* BEGIN SOURCE MATERIAL *

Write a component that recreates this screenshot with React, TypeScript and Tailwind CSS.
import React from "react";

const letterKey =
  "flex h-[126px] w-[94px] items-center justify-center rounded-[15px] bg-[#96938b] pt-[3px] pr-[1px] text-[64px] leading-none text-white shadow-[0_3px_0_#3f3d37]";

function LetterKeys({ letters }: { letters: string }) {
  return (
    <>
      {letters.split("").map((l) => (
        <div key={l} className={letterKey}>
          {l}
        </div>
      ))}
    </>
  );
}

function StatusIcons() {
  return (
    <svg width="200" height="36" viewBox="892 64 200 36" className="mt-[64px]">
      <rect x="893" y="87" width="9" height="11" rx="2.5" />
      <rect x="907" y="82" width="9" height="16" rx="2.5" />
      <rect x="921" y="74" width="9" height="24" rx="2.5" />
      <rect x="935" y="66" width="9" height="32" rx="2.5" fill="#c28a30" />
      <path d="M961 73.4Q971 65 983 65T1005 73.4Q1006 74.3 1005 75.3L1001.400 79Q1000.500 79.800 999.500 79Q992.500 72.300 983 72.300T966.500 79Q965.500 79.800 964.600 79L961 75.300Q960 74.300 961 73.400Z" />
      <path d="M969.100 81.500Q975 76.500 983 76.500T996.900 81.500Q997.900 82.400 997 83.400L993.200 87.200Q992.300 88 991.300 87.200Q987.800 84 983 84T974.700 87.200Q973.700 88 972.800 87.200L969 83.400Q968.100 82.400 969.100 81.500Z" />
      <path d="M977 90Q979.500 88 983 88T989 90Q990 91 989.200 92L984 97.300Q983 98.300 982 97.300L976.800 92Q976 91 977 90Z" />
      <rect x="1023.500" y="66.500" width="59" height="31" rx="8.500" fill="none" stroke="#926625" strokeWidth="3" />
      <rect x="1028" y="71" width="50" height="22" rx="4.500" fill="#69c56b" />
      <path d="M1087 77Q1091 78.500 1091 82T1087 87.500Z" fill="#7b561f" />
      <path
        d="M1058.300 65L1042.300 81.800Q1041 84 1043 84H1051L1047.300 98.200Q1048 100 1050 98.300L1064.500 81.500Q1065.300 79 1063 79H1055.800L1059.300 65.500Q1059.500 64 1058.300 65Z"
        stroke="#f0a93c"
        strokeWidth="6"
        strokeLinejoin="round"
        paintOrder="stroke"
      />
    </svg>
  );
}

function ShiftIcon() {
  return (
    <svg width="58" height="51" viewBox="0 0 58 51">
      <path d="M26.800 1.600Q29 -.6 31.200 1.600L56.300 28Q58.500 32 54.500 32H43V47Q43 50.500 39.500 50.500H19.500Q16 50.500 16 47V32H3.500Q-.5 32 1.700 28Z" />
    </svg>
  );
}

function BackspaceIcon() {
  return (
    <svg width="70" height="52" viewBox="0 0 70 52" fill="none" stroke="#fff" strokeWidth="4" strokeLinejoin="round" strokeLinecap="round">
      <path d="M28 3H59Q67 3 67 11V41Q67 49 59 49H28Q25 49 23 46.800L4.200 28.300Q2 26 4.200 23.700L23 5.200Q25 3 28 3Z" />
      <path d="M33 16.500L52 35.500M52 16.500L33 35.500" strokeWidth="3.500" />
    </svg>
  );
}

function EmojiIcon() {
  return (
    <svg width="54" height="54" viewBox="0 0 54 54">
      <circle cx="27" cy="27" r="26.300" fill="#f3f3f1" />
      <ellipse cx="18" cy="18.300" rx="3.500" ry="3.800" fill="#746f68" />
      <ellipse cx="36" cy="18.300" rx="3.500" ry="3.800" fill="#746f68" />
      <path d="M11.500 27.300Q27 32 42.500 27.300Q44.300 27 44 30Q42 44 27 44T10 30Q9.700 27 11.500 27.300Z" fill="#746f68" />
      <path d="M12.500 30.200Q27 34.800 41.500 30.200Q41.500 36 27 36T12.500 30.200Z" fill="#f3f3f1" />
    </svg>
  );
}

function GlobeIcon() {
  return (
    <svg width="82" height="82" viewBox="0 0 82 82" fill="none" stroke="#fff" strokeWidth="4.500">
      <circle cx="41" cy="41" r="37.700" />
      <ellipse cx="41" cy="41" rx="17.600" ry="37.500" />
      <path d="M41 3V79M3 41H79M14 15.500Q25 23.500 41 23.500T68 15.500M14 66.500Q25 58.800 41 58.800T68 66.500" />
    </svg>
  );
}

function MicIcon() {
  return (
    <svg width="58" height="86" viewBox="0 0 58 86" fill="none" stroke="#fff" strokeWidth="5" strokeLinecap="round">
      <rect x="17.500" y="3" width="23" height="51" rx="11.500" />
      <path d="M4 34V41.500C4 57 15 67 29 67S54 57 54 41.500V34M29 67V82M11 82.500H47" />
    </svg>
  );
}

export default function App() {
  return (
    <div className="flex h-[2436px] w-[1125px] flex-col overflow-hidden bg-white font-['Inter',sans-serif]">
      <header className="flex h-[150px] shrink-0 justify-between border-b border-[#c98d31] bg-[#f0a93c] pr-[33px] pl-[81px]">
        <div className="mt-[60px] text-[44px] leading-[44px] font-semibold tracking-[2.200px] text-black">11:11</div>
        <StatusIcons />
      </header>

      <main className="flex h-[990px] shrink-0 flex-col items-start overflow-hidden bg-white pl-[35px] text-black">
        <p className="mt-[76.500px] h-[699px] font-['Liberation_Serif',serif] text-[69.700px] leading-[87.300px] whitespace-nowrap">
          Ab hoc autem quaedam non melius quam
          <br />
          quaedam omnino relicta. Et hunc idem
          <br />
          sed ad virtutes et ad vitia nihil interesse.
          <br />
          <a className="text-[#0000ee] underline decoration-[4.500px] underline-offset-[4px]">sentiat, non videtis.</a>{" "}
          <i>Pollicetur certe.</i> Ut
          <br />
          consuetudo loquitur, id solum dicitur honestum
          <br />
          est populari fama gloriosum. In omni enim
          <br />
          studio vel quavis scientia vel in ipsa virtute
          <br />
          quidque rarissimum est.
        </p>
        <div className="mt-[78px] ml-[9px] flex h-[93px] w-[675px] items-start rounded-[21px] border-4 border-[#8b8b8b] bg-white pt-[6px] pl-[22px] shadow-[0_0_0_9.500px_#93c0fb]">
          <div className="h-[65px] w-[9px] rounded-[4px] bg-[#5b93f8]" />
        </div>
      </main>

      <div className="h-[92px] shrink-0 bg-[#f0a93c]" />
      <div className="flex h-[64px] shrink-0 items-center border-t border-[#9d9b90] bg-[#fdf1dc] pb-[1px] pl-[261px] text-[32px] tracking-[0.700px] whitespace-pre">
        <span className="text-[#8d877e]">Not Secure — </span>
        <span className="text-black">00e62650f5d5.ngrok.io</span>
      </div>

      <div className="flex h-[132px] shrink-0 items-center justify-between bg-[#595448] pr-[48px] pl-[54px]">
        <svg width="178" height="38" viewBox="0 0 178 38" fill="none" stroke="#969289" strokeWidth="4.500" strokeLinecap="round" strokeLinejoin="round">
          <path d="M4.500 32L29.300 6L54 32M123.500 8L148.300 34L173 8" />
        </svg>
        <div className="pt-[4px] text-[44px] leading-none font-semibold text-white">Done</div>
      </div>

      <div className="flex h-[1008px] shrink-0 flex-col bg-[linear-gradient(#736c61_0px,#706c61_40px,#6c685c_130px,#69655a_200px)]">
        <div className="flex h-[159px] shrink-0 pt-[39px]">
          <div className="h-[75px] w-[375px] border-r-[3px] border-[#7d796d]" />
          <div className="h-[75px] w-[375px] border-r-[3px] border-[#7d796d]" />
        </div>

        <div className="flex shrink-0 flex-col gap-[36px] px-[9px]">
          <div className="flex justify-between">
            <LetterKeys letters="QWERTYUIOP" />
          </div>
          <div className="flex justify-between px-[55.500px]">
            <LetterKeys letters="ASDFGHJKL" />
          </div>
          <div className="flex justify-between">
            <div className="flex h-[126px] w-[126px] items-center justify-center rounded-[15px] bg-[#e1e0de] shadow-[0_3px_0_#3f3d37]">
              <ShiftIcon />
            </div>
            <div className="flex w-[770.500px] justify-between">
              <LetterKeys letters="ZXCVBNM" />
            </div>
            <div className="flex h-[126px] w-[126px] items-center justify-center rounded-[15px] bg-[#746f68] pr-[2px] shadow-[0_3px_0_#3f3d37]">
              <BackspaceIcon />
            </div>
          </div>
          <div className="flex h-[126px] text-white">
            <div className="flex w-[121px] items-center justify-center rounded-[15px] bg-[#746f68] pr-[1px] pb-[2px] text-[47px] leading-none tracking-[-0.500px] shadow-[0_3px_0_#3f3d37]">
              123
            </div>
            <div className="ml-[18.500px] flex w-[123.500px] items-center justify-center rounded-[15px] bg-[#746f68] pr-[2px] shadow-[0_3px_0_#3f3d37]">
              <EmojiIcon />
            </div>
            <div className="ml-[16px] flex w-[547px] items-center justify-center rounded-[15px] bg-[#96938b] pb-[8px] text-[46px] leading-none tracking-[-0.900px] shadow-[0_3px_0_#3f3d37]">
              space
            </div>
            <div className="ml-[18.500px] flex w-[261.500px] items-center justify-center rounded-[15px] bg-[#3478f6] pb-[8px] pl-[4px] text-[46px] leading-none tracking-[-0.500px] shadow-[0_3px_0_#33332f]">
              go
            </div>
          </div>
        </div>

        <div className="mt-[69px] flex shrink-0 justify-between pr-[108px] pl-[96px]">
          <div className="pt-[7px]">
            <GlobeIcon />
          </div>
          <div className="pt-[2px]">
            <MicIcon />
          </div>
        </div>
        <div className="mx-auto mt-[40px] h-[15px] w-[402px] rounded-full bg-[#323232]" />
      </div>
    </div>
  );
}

* END SOURCE MATERIAL *
* BEGIN SOURCE MATERIAL *

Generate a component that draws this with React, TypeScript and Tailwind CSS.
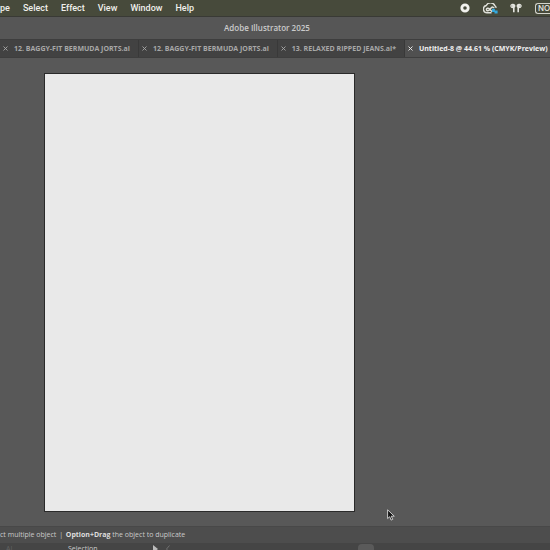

* END SOURCE MATERIAL *

:: STATED PROBLEM ::
Exactly and exclusively, reproduce the lines that start at the line containing "Write a component" and end at the line containing "h-[126px] w-[94px] items-center", inclusive of both.

:: REPLY TO THE EXERCISE ::
Write a component that recreates this screenshot with React, TypeScript and Tailwind CSS.
import React from "react";

const letterKey =
  "flex h-[126px] w-[94px] items-center justify-center rounded-[15px] bg-[#96938b] pt-[3px] pr-[1px] text-[64px] leading-none text-white shadow-[0_3px_0_#3f3d37]";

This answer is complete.